[START RECORDED DATA]

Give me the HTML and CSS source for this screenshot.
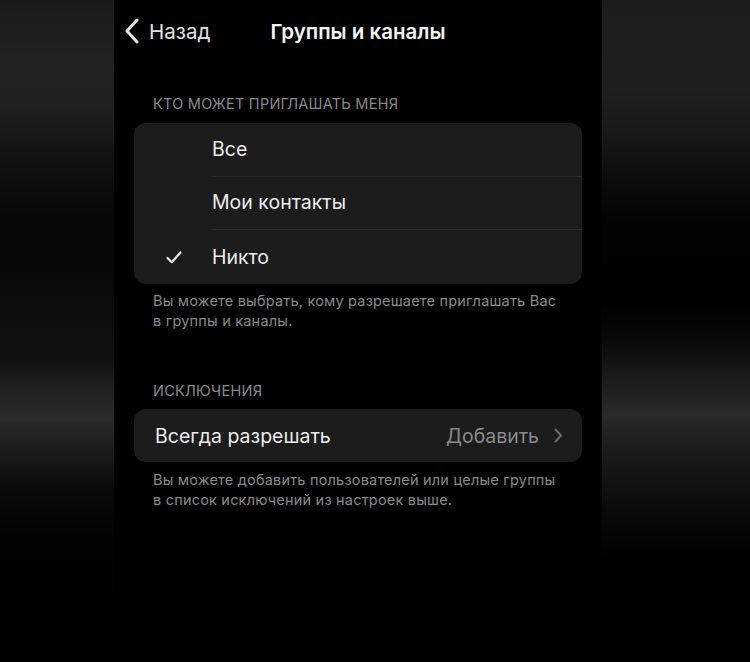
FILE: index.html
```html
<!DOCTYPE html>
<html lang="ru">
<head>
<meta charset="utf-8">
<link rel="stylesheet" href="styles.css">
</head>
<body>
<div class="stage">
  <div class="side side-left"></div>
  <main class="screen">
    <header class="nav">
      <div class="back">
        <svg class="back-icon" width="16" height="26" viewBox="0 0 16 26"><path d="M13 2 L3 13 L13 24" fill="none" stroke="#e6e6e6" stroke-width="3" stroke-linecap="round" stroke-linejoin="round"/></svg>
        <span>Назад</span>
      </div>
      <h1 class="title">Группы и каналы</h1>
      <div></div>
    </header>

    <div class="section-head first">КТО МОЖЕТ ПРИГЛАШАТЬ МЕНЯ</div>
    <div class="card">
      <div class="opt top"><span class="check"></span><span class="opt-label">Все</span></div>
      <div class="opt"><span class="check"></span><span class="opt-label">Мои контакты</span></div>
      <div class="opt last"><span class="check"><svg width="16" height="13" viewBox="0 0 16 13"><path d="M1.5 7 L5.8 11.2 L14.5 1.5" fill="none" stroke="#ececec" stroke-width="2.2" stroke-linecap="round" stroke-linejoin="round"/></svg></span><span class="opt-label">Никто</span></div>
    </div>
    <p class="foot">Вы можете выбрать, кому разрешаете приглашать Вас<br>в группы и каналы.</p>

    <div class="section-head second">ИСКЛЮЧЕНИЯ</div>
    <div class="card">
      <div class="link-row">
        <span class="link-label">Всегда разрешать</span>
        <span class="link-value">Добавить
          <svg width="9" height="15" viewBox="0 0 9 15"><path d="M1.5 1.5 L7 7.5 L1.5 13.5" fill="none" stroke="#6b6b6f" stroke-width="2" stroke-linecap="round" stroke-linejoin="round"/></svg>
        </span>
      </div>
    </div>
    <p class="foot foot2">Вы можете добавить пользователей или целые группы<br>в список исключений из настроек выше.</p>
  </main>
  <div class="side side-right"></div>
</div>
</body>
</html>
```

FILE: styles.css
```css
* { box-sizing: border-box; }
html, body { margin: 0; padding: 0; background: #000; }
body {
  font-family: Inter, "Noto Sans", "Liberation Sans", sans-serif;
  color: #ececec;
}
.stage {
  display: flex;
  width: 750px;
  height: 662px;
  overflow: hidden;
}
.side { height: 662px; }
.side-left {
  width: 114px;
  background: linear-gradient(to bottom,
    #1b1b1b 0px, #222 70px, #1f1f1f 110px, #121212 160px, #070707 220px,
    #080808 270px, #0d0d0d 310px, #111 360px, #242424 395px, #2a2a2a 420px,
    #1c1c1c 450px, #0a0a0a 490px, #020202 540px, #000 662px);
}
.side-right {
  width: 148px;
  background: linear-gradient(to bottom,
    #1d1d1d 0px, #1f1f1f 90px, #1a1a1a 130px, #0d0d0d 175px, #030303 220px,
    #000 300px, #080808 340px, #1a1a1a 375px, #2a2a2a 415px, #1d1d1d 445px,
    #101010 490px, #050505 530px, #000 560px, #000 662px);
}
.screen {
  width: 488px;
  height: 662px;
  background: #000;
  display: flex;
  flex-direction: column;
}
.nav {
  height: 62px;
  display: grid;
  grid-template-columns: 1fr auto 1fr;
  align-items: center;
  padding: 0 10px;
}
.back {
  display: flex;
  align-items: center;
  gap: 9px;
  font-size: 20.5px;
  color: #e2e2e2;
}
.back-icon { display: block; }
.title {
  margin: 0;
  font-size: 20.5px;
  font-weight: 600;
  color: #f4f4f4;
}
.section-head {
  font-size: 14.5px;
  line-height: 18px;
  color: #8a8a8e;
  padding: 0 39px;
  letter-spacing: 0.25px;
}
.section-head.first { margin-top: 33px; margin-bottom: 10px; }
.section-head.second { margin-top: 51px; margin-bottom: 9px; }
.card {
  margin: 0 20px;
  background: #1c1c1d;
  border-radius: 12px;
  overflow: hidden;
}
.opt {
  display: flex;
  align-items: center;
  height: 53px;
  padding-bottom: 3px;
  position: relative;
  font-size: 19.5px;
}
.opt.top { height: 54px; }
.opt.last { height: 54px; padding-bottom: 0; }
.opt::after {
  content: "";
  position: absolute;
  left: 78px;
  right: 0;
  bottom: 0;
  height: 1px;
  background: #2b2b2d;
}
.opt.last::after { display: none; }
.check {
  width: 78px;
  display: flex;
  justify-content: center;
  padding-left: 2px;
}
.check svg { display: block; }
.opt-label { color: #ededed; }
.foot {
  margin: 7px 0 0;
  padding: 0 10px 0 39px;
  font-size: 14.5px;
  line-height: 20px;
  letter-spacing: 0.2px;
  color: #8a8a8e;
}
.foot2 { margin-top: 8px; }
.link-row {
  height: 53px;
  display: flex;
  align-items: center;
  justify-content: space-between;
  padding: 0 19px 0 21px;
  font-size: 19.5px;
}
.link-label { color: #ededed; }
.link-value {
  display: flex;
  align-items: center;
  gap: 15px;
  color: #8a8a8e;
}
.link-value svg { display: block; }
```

[END RECORDED DATA]

PROBLEM STATEMENT> Working from the material above, transcribe it exactly while omitting pictures.

WRITTEN REPLY>
Give me the HTML and CSS source for this screenshot.
FILE: index.html
```html
<!DOCTYPE html>
<html lang="ru">
<head>
<meta charset="utf-8">
<link rel="stylesheet" href="styles.css">
</head>
<body>
<div class="stage">
  <div class="side side-left"></div>
  <main class="screen">
    <header class="nav">
      <div class="back">
        <svg class="back-icon" width="16" height="26" viewBox="0 0 16 26"><path d="M13 2 L3 13 L13 24" fill="none" stroke="#e6e6e6" stroke-width="3" stroke-linecap="round" stroke-linejoin="round"/></svg>
        <span>Назад</span>
      </div>
      <h1 class="title">Группы и каналы</h1>
      <div></div>
    </header>

    <div class="section-head first">КТО МОЖЕТ ПРИГЛАШАТЬ МЕНЯ</div>
    <div class="card">
      <div class="opt top"><span class="check"></span><span class="opt-label">Все</span></div>
      <div class="opt"><span class="check"></span><span class="opt-label">Мои контакты</span></div>
      <div class="opt last"><span class="check"><svg width="16" height="13" viewBox="0 0 16 13"><path d="M1.5 7 L5.8 11.2 L14.5 1.5" fill="none" stroke="#ececec" stroke-width="2.2" stroke-linecap="round" stroke-linejoin="round"/></svg></span><span class="opt-label">Никто</span></div>
    </div>
    <p class="foot">Вы можете выбрать, кому разрешаете приглашать Вас<br>в группы и каналы.</p>

    <div class="section-head second">ИСКЛЮЧЕНИЯ</div>
    <div class="card">
      <div class="link-row">
        <span class="link-label">Всегда разрешать</span>
        <span class="link-value">Добавить
          <svg width="9" height="15" viewBox="0 0 9 15"><path d="M1.5 1.5 L7 7.5 L1.5 13.5" fill="none" stroke="#6b6b6f" stroke-width="2" stroke-linecap="round" stroke-linejoin="round"/></svg>
        </span>
      </div>
    </div>
    <p class="foot foot2">Вы можете добавить пользователей или целые группы<br>в список исключений из настроек выше.</p>
  </main>
  <div class="side side-right"></div>
</div>
</body>
</html>
```

FILE: styles.css
```css
* { box-sizing: border-box; }
html, body { margin: 0; padding: 0; background: #000; }
body {
  font-family: Inter, "Noto Sans", "Liberation Sans", sans-serif;
  color: #ececec;
}
.stage {
  display: flex;
  width: 750px;
  height: 662px;
  overflow: hidden;
}
.side { height: 662px; }
.side-left {
  width: 114px;
  background: linear-gradient(to bottom,
    #1b1b1b 0px, #222 70px, #1f1f1f 110px, #121212 160px, #070707 220px,
    #080808 270px, #0d0d0d 310px, #111 360px, #242424 395px, #2a2a2a 420px,
    #1c1c1c 450px, #0a0a0a 490px, #020202 540px, #000 662px);
}
.side-right {
  width: 148px;
  background: linear-gradient(to bottom,
    #1d1d1d 0px, #1f1f1f 90px, #1a1a1a 130px, #0d0d0d 175px, #030303 220px,
    #000 300px, #080808 340px, #1a1a1a 375px, #2a2a2a 415px, #1d1d1d 445px,
    #101010 490px, #050505 530px, #000 560px, #000 662px);
}
.screen {
  width: 488px;
  height: 662px;
  background: #000;
  display: flex;
  flex-direction: column;
}
.nav {
  height: 62px;
  display: grid;
  grid-template-columns: 1fr auto 1fr;
  align-items: center;
  padding: 0 10px;
}
.back {
  display: flex;
  align-items: center;
  gap: 9px;
  font-size: 20.5px;
  color: #e2e2e2;
}
.back-icon { display: block; }
.title {
  margin: 0;
  font-size: 20.5px;
  font-weight: 600;
  color: #f4f4f4;
}
.section-head {
  font-size: 14.5px;
  line-height: 18px;
  color: #8a8a8e;
  padding: 0 39px;
  letter-spacing: 0.25px;
}
.section-head.first { margin-top: 33px; margin-bottom: 10px; }
.section-head.second { margin-top: 51px; margin-bottom: 9px; }
.card {
  margin: 0 20px;
  background: #1c1c1d;
  border-radius: 12px;
  overflow: hidden;
}
.opt {
  display: flex;
  align-items: center;
  height: 53px;
  padding-bottom: 3px;
  position: relative;
  font-size: 19.5px;
}
.opt.top { height: 54px; }
.opt.last { height: 54px; padding-bottom: 0; }
.opt::after {
  content: "";
  position: absolute;
  left: 78px;
  right: 0;
  bottom: 0;
  height: 1px;
  background: #2b2b2d;
}
.opt.last::after { display: none; }
.check {
  width: 78px;
  display: flex;
  justify-content: center;
  padding-left: 2px;
}
.check svg { display: block; }
.opt-label { color: #ededed; }
.foot {
  margin: 7px 0 0;
  padding: 0 10px 0 39px;
  font-size: 14.5px;
  line-height: 20px;
  letter-spacing: 0.2px;
  color: #8a8a8e;
}
.foot2 { margin-top: 8px; }
.link-row {
  height: 53px;
  display: flex;
  align-items: center;
  justify-content: space-between;
  padding: 0 19px 0 21px;
  font-size: 19.5px;
}
.link-label { color: #ededed; }
.link-value {
  display: flex;
  align-items: center;
  gap: 15px;
  color: #8a8a8e;
}
.link-value svg { display: block; }
```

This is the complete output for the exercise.